Start
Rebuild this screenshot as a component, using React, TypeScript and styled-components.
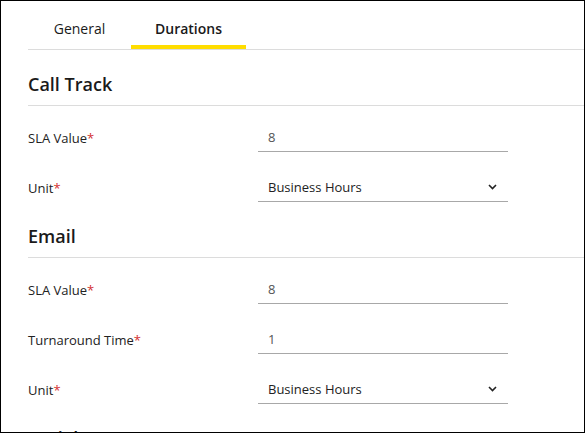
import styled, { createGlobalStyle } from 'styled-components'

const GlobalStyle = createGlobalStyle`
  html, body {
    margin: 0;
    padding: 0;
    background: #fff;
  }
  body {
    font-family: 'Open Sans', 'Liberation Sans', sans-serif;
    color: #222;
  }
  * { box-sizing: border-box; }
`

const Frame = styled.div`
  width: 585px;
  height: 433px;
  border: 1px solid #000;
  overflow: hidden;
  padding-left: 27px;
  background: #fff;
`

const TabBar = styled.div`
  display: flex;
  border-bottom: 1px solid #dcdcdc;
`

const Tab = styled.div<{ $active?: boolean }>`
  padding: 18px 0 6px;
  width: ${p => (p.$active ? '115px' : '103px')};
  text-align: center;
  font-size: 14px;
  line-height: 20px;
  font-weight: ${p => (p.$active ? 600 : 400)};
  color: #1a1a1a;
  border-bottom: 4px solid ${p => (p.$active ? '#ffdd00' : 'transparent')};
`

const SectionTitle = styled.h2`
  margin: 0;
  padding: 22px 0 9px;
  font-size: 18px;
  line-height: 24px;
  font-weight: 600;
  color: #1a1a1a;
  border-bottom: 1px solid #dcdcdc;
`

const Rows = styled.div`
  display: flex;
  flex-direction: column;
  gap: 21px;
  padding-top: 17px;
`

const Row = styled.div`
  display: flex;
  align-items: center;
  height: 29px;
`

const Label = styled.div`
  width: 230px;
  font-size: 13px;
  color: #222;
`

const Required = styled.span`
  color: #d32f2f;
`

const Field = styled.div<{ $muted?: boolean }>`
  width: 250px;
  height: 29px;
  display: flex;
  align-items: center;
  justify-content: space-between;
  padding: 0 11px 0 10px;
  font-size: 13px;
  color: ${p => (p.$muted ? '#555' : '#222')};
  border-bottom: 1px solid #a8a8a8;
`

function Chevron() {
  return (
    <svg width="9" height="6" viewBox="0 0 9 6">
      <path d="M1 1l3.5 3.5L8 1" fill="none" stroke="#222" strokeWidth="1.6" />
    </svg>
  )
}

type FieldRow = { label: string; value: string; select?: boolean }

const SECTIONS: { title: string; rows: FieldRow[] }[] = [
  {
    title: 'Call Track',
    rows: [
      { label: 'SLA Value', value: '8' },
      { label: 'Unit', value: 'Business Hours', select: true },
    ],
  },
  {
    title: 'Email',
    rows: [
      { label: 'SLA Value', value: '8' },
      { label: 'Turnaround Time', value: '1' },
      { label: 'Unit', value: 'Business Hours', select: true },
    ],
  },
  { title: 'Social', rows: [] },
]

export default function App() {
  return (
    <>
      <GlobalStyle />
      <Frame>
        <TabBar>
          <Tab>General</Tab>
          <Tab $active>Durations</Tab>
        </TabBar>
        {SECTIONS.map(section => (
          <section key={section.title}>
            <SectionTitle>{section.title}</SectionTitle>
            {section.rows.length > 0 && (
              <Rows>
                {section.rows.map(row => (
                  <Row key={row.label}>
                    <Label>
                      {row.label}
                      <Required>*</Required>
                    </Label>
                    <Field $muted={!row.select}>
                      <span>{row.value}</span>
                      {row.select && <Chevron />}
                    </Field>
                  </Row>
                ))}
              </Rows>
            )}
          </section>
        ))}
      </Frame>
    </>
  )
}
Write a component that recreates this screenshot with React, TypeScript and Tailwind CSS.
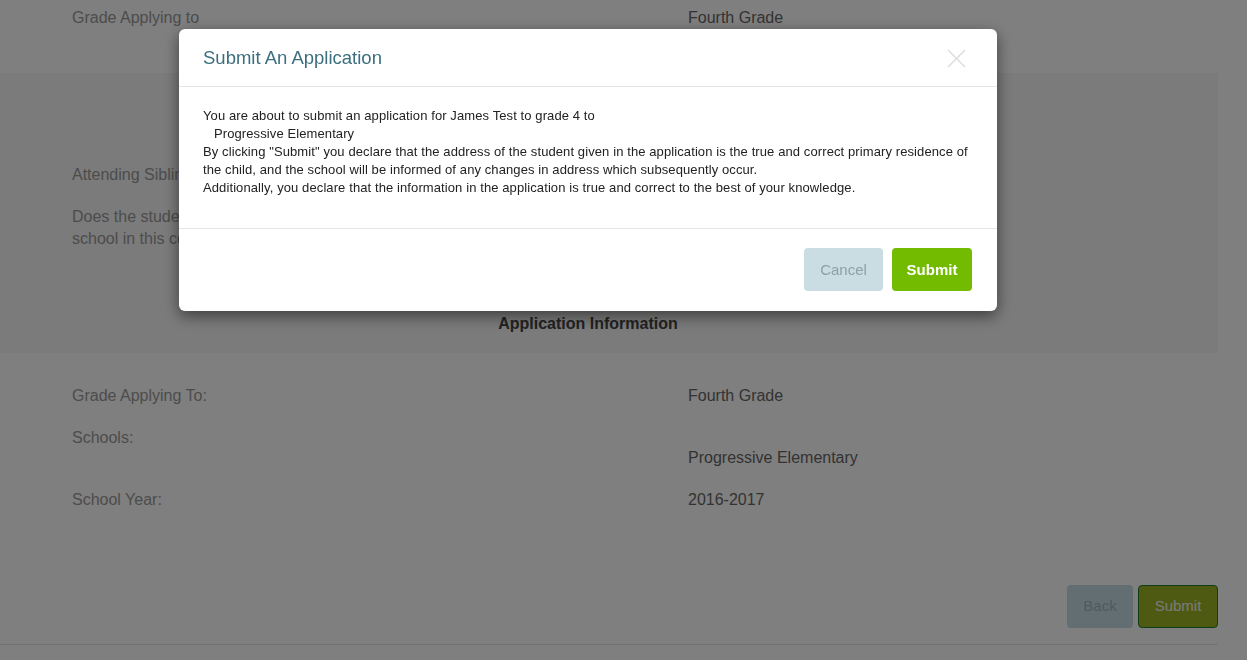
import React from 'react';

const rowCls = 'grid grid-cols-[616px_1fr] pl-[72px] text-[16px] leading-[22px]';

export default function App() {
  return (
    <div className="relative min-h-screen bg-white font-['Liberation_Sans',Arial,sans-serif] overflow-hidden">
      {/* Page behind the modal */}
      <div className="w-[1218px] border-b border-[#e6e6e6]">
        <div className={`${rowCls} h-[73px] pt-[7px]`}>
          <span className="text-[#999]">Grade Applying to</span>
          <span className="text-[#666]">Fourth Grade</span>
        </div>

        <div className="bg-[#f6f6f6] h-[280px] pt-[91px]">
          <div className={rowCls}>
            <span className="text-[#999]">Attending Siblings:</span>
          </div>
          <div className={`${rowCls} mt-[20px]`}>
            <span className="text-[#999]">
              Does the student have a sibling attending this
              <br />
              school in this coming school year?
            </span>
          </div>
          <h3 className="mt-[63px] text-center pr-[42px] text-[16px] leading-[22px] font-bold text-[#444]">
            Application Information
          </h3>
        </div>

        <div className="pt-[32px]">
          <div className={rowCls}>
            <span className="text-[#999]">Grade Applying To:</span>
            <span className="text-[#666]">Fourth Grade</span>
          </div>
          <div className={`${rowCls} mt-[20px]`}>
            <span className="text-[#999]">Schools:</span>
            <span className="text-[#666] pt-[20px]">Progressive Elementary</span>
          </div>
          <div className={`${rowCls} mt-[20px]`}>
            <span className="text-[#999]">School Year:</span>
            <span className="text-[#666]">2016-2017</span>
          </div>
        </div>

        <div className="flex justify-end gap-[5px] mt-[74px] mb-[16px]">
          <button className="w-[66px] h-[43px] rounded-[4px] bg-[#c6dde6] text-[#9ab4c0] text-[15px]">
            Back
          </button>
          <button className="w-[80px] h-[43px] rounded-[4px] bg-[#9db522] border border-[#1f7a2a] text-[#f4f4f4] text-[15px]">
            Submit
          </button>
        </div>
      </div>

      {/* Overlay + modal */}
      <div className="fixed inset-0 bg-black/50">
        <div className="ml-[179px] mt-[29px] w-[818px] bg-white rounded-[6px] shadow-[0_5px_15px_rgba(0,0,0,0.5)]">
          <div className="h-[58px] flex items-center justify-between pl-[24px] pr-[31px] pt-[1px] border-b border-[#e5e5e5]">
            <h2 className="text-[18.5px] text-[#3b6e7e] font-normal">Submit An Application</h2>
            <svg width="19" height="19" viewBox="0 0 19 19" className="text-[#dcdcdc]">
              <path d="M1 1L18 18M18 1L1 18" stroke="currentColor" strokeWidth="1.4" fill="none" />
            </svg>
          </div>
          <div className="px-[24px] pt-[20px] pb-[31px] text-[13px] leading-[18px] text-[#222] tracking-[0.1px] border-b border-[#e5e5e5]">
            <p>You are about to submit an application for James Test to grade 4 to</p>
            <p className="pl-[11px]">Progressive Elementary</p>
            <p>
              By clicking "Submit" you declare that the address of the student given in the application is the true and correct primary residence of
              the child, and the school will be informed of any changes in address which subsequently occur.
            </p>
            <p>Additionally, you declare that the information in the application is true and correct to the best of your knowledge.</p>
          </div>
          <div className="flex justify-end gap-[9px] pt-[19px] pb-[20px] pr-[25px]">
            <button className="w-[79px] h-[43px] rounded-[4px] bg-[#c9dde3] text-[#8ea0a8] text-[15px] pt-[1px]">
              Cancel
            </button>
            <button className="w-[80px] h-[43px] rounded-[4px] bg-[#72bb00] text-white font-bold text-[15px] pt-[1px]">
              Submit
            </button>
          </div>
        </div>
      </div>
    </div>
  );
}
End
### Exercise instructions:
Transcribe the whole listing exactly. Pictures stay out of your copy.

### Correct response:
Rebuild this screenshot as a component, using React, TypeScript and styled-components.
import styled, { createGlobalStyle } from 'styled-components'

const GlobalStyle = createGlobalStyle`
  html, body {
    margin: 0;
    padding: 0;
    background: #fff;
  }
  body {
    font-family: 'Open Sans', 'Liberation Sans', sans-serif;
    color: #222;
  }
  * { box-sizing: border-box; }
`

const Frame = styled.div`
  width: 585px;
  height: 433px;
  border: 1px solid #000;
  overflow: hidden;
  padding-left: 27px;
  background: #fff;
`

const TabBar = styled.div`
  display: flex;
  border-bottom: 1px solid #dcdcdc;
`

const Tab = styled.div<{ $active?: boolean }>`
  padding: 18px 0 6px;
  width: ${p => (p.$active ? '115px' : '103px')};
  text-align: center;
  font-size: 14px;
  line-height: 20px;
  font-weight: ${p => (p.$active ? 600 : 400)};
  color: #1a1a1a;
  border-bottom: 4px solid ${p => (p.$active ? '#ffdd00' : 'transparent')};
`

const SectionTitle = styled.h2`
  margin: 0;
  padding: 22px 0 9px;
  font-size: 18px;
  line-height: 24px;
  font-weight: 600;
  color: #1a1a1a;
  border-bottom: 1px solid #dcdcdc;
`

const Rows = styled.div`
  display: flex;
  flex-direction: column;
  gap: 21px;
  padding-top: 17px;
`

const Row = styled.div`
  display: flex;
  align-items: center;
  height: 29px;
`

const Label = styled.div`
  width: 230px;
  font-size: 13px;
  color: #222;
`

const Required = styled.span`
  color: #d32f2f;
`

const Field = styled.div<{ $muted?: boolean }>`
  width: 250px;
  height: 29px;
  display: flex;
  align-items: center;
  justify-content: space-between;
  padding: 0 11px 0 10px;
  font-size: 13px;
  color: ${p => (p.$muted ? '#555' : '#222')};
  border-bottom: 1px solid #a8a8a8;
`

function Chevron() {
  return (
    <svg width="9" height="6" viewBox="0 0 9 6">
      <path d="M1 1l3.5 3.5L8 1" fill="none" stroke="#222" strokeWidth="1.6" />
    </svg>
  )
}

type FieldRow = { label: string; value: string; select?: boolean }

const SECTIONS: { title: string; rows: FieldRow[] }[] = [
  {
    title: 'Call Track',
    rows: [
      { label: 'SLA Value', value: '8' },
      { label: 'Unit', value: 'Business Hours', select: true },
    ],
  },
  {
    title: 'Email',
    rows: [
      { label: 'SLA Value', value: '8' },
      { label: 'Turnaround Time', value: '1' },
      { label: 'Unit', value: 'Business Hours', select: true },
    ],
  },
  { title: 'Social', rows: [] },
]

export default function App() {
  return (
    <>
      <GlobalStyle />
      <Frame>
        <TabBar>
          <Tab>General</Tab>
          <Tab $active>Durations</Tab>
        </TabBar>
        {SECTIONS.map(section => (
          <section key={section.title}>
            <SectionTitle>{section.title}</SectionTitle>
            {section.rows.length > 0 && (
              <Rows>
                {section.rows.map(row => (
                  <Row key={row.label}>
                    <Label>
                      {row.label}
                      <Required>*</Required>
                    </Label>
                    <Field $muted={!row.select}>
                      <span>{row.value}</span>
                      {row.select && <Chevron />}
                    </Field>
                  </Row>
                ))}
              </Rows>
            )}
          </section>
        ))}
      </Frame>
    </>
  )
}
Write a component that recreates this screenshot with React, TypeScript and Tailwind CSS.
import React from 'react';

const rowCls = 'grid grid-cols-[616px_1fr] pl-[72px] text-[16px] leading-[22px]';

export default function App() {
  return (
    <div className="relative min-h-screen bg-white font-['Liberation_Sans',Arial,sans-serif] overflow-hidden">
      {/* Page behind the modal */}
      <div className="w-[1218px] border-b border-[#e6e6e6]">
        <div className={`${rowCls} h-[73px] pt-[7px]`}>
          <span className="text-[#999]">Grade Applying to</span>
          <span className="text-[#666]">Fourth Grade</span>
        </div>

        <div className="bg-[#f6f6f6] h-[280px] pt-[91px]">
          <div className={rowCls}>
            <span className="text-[#999]">Attending Siblings:</span>
          </div>
          <div className={`${rowCls} mt-[20px]`}>
            <span className="text-[#999]">
              Does the student have a sibling attending this
              <br />
              school in this coming school year?
            </span>
          </div>
          <h3 className="mt-[63px] text-center pr-[42px] text-[16px] leading-[22px] font-bold text-[#444]">
            Application Information
          </h3>
        </div>

        <div className="pt-[32px]">
          <div className={rowCls}>
            <span className="text-[#999]">Grade Applying To:</span>
            <span className="text-[#666]">Fourth Grade</span>
          </div>
          <div className={`${rowCls} mt-[20px]`}>
            <span className="text-[#999]">Schools:</span>
            <span className="text-[#666] pt-[20px]">Progressive Elementary</span>
          </div>
          <div className={`${rowCls} mt-[20px]`}>
            <span className="text-[#999]">School Year:</span>
            <span className="text-[#666]">2016-2017</span>
          </div>
        </div>

        <div className="flex justify-end gap-[5px] mt-[74px] mb-[16px]">
          <button className="w-[66px] h-[43px] rounded-[4px] bg-[#c6dde6] text-[#9ab4c0] text-[15px]">
            Back
          </button>
          <button className="w-[80px] h-[43px] rounded-[4px] bg-[#9db522] border border-[#1f7a2a] text-[#f4f4f4] text-[15px]">
            Submit
          </button>
        </div>
      </div>

      {/* Overlay + modal */}
      <div className="fixed inset-0 bg-black/50">
        <div className="ml-[179px] mt-[29px] w-[818px] bg-white rounded-[6px] shadow-[0_5px_15px_rgba(0,0,0,0.5)]">
          <div className="h-[58px] flex items-center justify-between pl-[24px] pr-[31px] pt-[1px] border-b border-[#e5e5e5]">
            <h2 className="text-[18.5px] text-[#3b6e7e] font-normal">Submit An Application</h2>
            <svg width="19" height="19" viewBox="0 0 19 19" className="text-[#dcdcdc]">
              <path d="M1 1L18 18M18 1L1 18" stroke="currentColor" strokeWidth="1.4" fill="none" />
            </svg>
          </div>
          <div className="px-[24px] pt-[20px] pb-[31px] text-[13px] leading-[18px] text-[#222] tracking-[0.1px] border-b border-[#e5e5e5]">
            <p>You are about to submit an application for James Test to grade 4 to</p>
            <p className="pl-[11px]">Progressive Elementary</p>
            <p>
              By clicking "Submit" you declare that the address of the student given in the application is the true and correct primary residence of
              the child, and the school will be informed of any changes in address which subsequently occur.
            </p>
            <p>Additionally, you declare that the information in the application is true and correct to the best of your knowledge.</p>
          </div>
          <div className="flex justify-end gap-[9px] pt-[19px] pb-[20px] pr-[25px]">
            <button className="w-[79px] h-[43px] rounded-[4px] bg-[#c9dde3] text-[#8ea0a8] text-[15px] pt-[1px]">
              Cancel
            </button>
            <button className="w-[80px] h-[43px] rounded-[4px] bg-[#72bb00] text-white font-bold text-[15px] pt-[1px]">
              Submit
            </button>
          </div>
        </div>
      </div>
    </div>
  );
}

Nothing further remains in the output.